Description of the task: In the material below, find how many lines contain the string "styles". Write only that number.

[Records with interface code]
>> Start

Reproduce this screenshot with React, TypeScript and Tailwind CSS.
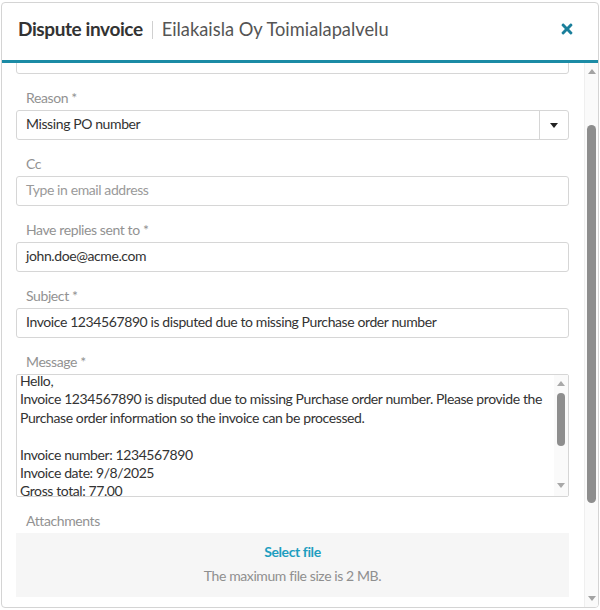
import { FaTimes } from "react-icons/fa";

const message = [
  "Hello,",
  "Invoice 1234567890 is disputed due to missing Purchase order number. Please provide the",
  "Purchase order information so the invoice can be processed.",
  "",
  "Invoice number: 1234567890",
  "Invoice date: 9/8/2025",
  "Gross total: 77.00",
];

function Label({ children }: { children: string }) {
  return (
    <div className="mt-[14px] h-5 pl-[10px] text-[14px] leading-[19px] text-[#929292]">
      {children}
    </div>
  );
}

function Field({
  label,
  value,
  placeholder,
}: {
  label: string;
  value?: string;
  placeholder?: string;
}) {
  return (
    <div>
      <Label>{label}</Label>
      <div className="mt-[2px] flex h-[30px] items-center rounded-[3px] border border-[#d6d6d6] bg-white pb-[4px] pl-[9px] text-[14px]">
        {value ? (
          <span className="text-[#333]">{value}</span>
        ) : (
          <span className="text-[#9a9a9a]">{placeholder}</span>
        )}
      </div>
    </div>
  );
}

function Arrow({ up, className }: { up?: boolean; className?: string }) {
  return (
    <svg width="8" height="5" viewBox="0 0 8 5" className={className}>
      <path d={up ? "M0 5 L4 0 L8 5 Z" : "M0 0 L4 5 L8 0 Z"} fill="currentColor" />
    </svg>
  );
}

export default function App() {
  return (
    <div className="h-[610px] w-[600px] bg-white pl-px pt-[2px] font-['Lato',sans-serif] tracking-[-0.4px]">
      <div className="flex h-[606px] w-[598px] flex-col overflow-hidden rounded-[4px] border border-[#d4d4d4]">
        {/* Header */}
        <div className="flex h-[60px] shrink-0 items-center border-b-[3px] border-[#1b8ba5] pb-[4px] pl-[16px] pr-[23px]">
          <h2 className="text-[19px] font-bold text-[#333]">Dispute invoice</h2>
          <span className="mx-[9px] h-[18px] w-px bg-[#d0d0d0]" />
          <span className="text-[18.3px] tracking-normal text-[#555]">
            Eilakaisla Oy Toimialapalvelu
          </span>
          <button className="ml-auto mb-[2px] text-[#1a7f9b]">
            <FaTimes size={16} />
          </button>
        </div>

        {/* Body */}
        <div className="flex min-h-0 flex-1">
          <div className="w-[567px] overflow-hidden pl-[14px]">
            <div className="-mt-[19px]">
              <div className="h-[30px] rounded-[3px] border border-[#d6d6d6]" />

              <Label>Reason *</Label>
              <div className="mt-[2px] flex h-[30px] items-center rounded-[3px] border border-[#d6d6d6] text-[14px] text-[#333]">
                <span className="flex-1 pb-[3px] pl-[9px]">Missing PO number</span>
                <span className="flex h-full w-[29px] items-center justify-center border-l border-[#d6d6d6] text-[#222]">
                  <Arrow />
                </span>
              </div>

              <Field label="Cc" placeholder="Type in email address" />
              <Field label="Have replies sent to *" value="john.doe@acme.com" />
              <Field
                label="Subject *"
                value="Invoice 1234567890 is disputed due to missing Purchase order number"
              />

              <Label>Message *</Label>
              <div className="mt-[2px] flex h-[123px] overflow-hidden rounded-[2px] border border-[#d6d6d6]">
                <div className="flex-1 overflow-hidden pl-[3px]">
                  <div className="-mt-[3px] text-[14px] leading-[18.4px] text-[#333]">
                    {message.map((line, i) => (
                      <div key={i} className="h-[18.4px] whitespace-nowrap">
                        {line}
                      </div>
                    ))}
                  </div>
                </div>
                <div className="flex w-[14px] flex-col items-center bg-[#fafafa] text-[#a8a8a8]">
                  <Arrow up className="mt-[6px]" />
                  <div className="mt-[7px] h-[53px] w-[8px] rounded-full bg-[#8e8e8e]" />
                  <Arrow className="mt-auto mb-[8px]" />
                </div>
              </div>

              <Label>Attachments</Label>
              <div className="mt-[2px] flex h-[64px] flex-col items-center bg-[#f6f6f6] pt-[7px] text-[14px] leading-6">
                <span className="font-bold text-[#1e9ec0]">Select file</span>
                <span className="text-[#8f8f8f]">The maximum file size is 2 MB.</span>
              </div>
            </div>
          </div>

          <div className="flex-1" />

          {/* Scrollbar */}
          <div className="flex w-[14px] flex-col items-center border-l border-[#efefef] bg-[#fafafa] text-[#a3a3a3]">
            <Arrow up className="mt-[6px]" />
            <div className="mt-[51px] h-[378px] w-[9px] rounded-full bg-[#8d8d8d]" />
            <Arrow className="mt-auto mb-[6px]" />
          </div>
        </div>
      </div>
    </div>
  );
}
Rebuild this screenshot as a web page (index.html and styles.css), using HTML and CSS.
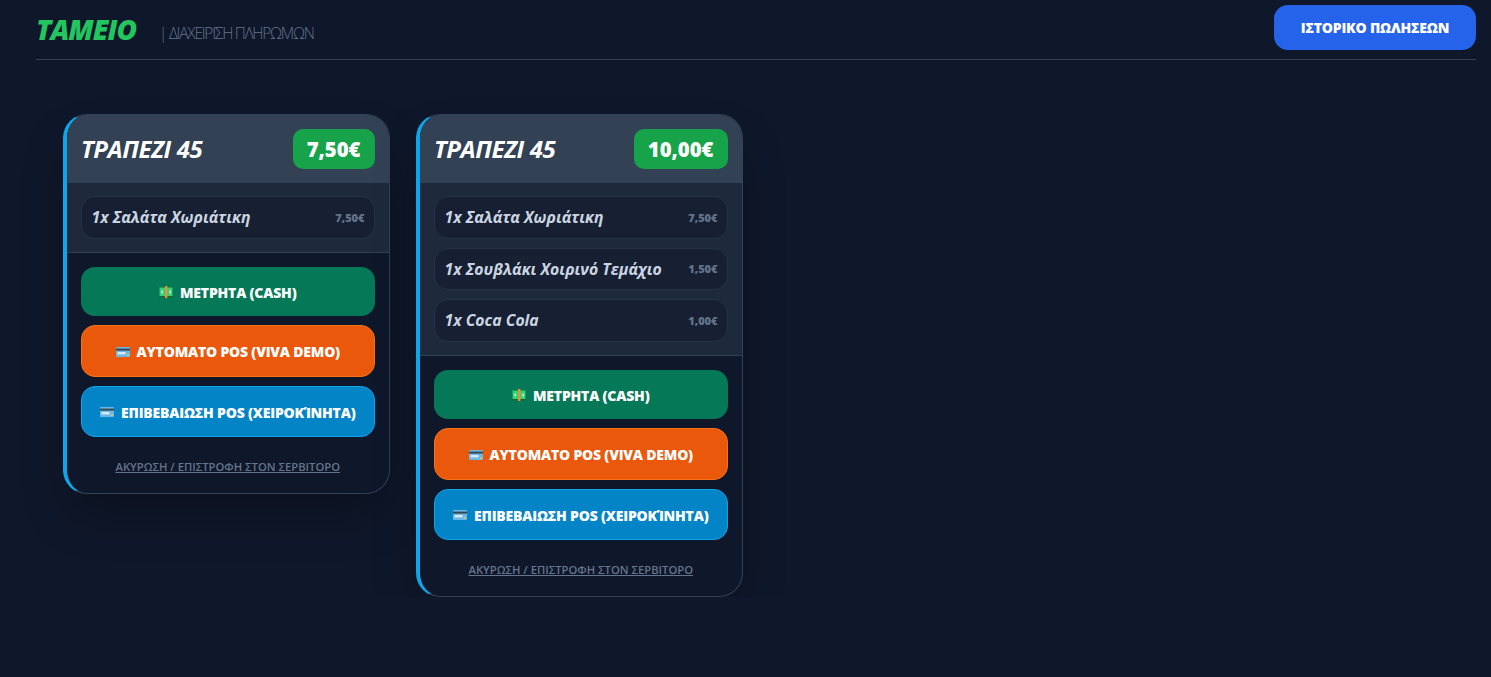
FILE: index.html
```html
<!DOCTYPE html>
<html lang="en">
<head>
    <meta charset="UTF-8">
    <title>Ταμείο</title>
    <link rel="stylesheet" href="styles.css">
</head>
<body>
    <svg class="sprites" width="0" height="0">
        <symbol id="cash" viewBox="0 0 14 12">
            <rect x="0" y="1" width="14" height="10" rx="1" fill="#1f9d55"/>
            <rect x="1" y="2" width="12" height="8" fill="#34d07b"/>
            <rect x="0" y="10" width="14" height="1.5" fill="#14693a"/>
            <rect x="6" y="0" width="2.4" height="12" fill="#e8912d"/>
            <rect x="2.4" y="4.5" width="1.6" height="3" fill="#bff3d3"/>
            <rect x="10.4" y="4.5" width="1.6" height="3" fill="#bff3d3"/>
        </symbol>
        <symbol id="card" viewBox="0 0 14 10">
            <rect x="0" y="0" width="14" height="10" rx="1" fill="#6bb8e6"/>
            <rect x="0" y="1.6" width="14" height="2" fill="#37474f"/>
            <rect x="1.5" y="5" width="8" height="2.4" fill="#d6eaf6"/>
            <rect x="11" y="7.4" width="2" height="1.6" fill="#e3c75a"/>
        </symbol>
    </svg>

    <div class="topbar">
        <div class="brand">
            <h1>ΤΑΜΕΙΟ</h1>
            <span class="subtitle">| ΔΙΑΧΕΙΡΙΣΗ ΠΛΗΡΩΜΩΝ</span>
        </div>
        <button class="history-btn">ΙΣΤΟΡΙΚΟ ΠΩΛΗΣΕΩΝ</button>
    </div>

    <div class="tables">
        <div class="card">
            <div class="card-head">
                <h2>ΤΡΑΠΕΖΙ 45</h2>
                <div class="total">7,50€</div>
            </div>
            <div class="items">
                <div class="item"><span class="item-name">1x Σαλάτα Χωριάτικη</span><span class="item-price">7,50€</span></div>
            </div>
            <div class="actions">
                <button class="pay pay-cash"><svg class="ico"><use href="#cash"/></svg>ΜΕΤΡΗΤΑ (CASH)</button>
                <button class="pay pay-viva"><svg class="ico"><use href="#card"/></svg>ΑΥΤΟΜΑΤΟ POS (VIVA DEMO)</button>
                <button class="pay pay-manual"><svg class="ico"><use href="#card"/></svg>ΕΠΙΒΕΒΑΙΩΣΗ POS (ΧΕΙΡΟΚΊΝΗΤΑ)</button>
                <a class="cancel" href="#">ΑΚΥΡΩΣΗ / ΕΠΙΣΤΡΟΦΗ ΣΤΟΝ ΣΕΡΒΙΤΟΡΟ</a>
            </div>
        </div>

        <div class="card">
            <div class="card-head">
                <h2>ΤΡΑΠΕΖΙ 45</h2>
                <div class="total">10,00€</div>
            </div>
            <div class="items">
                <div class="item"><span class="item-name">1x Σαλάτα Χωριάτικη</span><span class="item-price">7,50€</span></div>
                <div class="item"><span class="item-name">1x Σουβλάκι Χοιρινό Τεμάχιο</span><span class="item-price">1,50€</span></div>
                <div class="item"><span class="item-name">1x Coca Cola</span><span class="item-price">1,00€</span></div>
            </div>
            <div class="actions">
                <button class="pay pay-cash"><svg class="ico"><use href="#cash"/></svg>ΜΕΤΡΗΤΑ (CASH)</button>
                <button class="pay pay-viva"><svg class="ico"><use href="#card"/></svg>ΑΥΤΟΜΑΤΟ POS (VIVA DEMO)</button>
                <button class="pay pay-manual"><svg class="ico"><use href="#card"/></svg>ΕΠΙΒΕΒΑΙΩΣΗ POS (ΧΕΙΡΟΚΊΝΗΤΑ)</button>
                <a class="cancel" href="#">ΑΚΥΡΩΣΗ / ΕΠΙΣΤΡΟΦΗ ΣΤΟΝ ΣΕΡΒΙΤΟΡΟ</a>
            </div>
        </div>
    </div>
</body>
</html>
```

FILE: styles.css
```css
body {
    margin: 0;
    padding: 5px 15px 0 36px;
    background-color: #0f172a;
    font-family: "Open Sans", "Noto Sans", sans-serif;
    color: #fff;
}
.sprites {
    display: block;
    height: 0;
}
.topbar {
    display: flex;
    justify-content: space-between;
    align-items: flex-start;
    height: 54px;
    border-bottom: 1px solid #334155;
}
.brand {
    display: flex;
    align-items: flex-start;
}
.brand h1 {
    margin: 5px 0 0;
    font-size: 28px;
    line-height: 38px;
    height: 38px;
    font-weight: 800;
    font-style: italic;
    letter-spacing: -1px;
    color: #22c55e;
}
.subtitle {
    margin: 16px 0 0 23px;
    font-size: 15.5px;
    line-height: 24px;
    font-weight: 300;
    letter-spacing: -1.25px;
    color: #64748b;
}
.history-btn {
    width: 202px;
    height: 45px;
    border: 0;
    border-radius: 14px;
    background-color: #2563eb;
    color: #fff;
    font-family: inherit;
    font-size: 14px;
    font-weight: 800;
    letter-spacing: -0.2px;
}
.tables {
    display: flex;
    align-items: flex-start;
    gap: 26.5px;
    padding: 54px 0 0 27px;
}
.card {
    width: 326.5px;
    box-sizing: border-box;
    border: 1px solid #334155;
    border-left: 4px solid #0ea5e9;
    border-radius: 24px;
    overflow: hidden;
    background-color: #0f172a;
    box-shadow: 0 25px 50px -12px rgba(0, 0, 0, 0.35);
}
.card-head {
    display: flex;
    justify-content: space-between;
    align-items: center;
    height: 68px;
    box-sizing: border-box;
    padding: 0 14px;
    background-color: #334155;
}
.card-head h2 {
    margin: 0 0 2px;
    font-size: 24px;
    font-weight: 700;
    font-style: italic;
    letter-spacing: -0.4px;
}
.total {
    padding: 0 14px;
    height: 40px;
    line-height: 41px;
    border-radius: 10px;
    background-color: #16a34a;
    font-size: 20.3px;
    font-weight: 800;
}
.items {
    display: flex;
    flex-direction: column;
    gap: 8.75px;
    padding: 13px 14px;
    background-color: #1e293b;
    border-bottom: 1px solid #334155;
}
.item {
    display: flex;
    justify-content: space-between;
    align-items: center;
    height: 42.75px;
    box-sizing: border-box;
    padding: 0 9px 0 9.5px;
    border: 1px solid #263347;
    border-radius: 14px;
    background-color: #172033;
}
.item-name {
    font-size: 15.8px;
    font-weight: 700;
    font-style: italic;
    color: #cbd5e1;
}
.item-price {
    font-size: 11px;
    font-weight: 800;
    color: #64748b;
}
.actions {
    display: flex;
    flex-direction: column;
    gap: 9px;
    padding: 14px 14px 0;
    height: 240px;
    box-sizing: border-box;
}
.pay {
    display: flex;
    justify-content: center;
    align-items: center;
    gap: 7px;
    padding: 2px 0 0;
    border: 0;
    border-radius: 14px;
    color: #fff;
    font-family: inherit;
    font-size: 14px;
    font-weight: 800;
    letter-spacing: -0.2px;
}
.ico {
    width: 14px;
    height: 12px;
}
.pay-cash {
    height: 49px;
    background-color: #047857;
}
.pay-viva {
    height: 52px;
    background-color: #ea580c;
    border: 1px solid #f97316;
}
.pay-manual {
    height: 51px;
    background-color: #0284c7;
    border: 1px solid #0ea5e9;
}
.cancel {
    margin-top: 13px;
    text-align: center;
    font-size: 11.25px;
    font-weight: 600;
    color: #64748b;
}
```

>> End

Exercise response: 3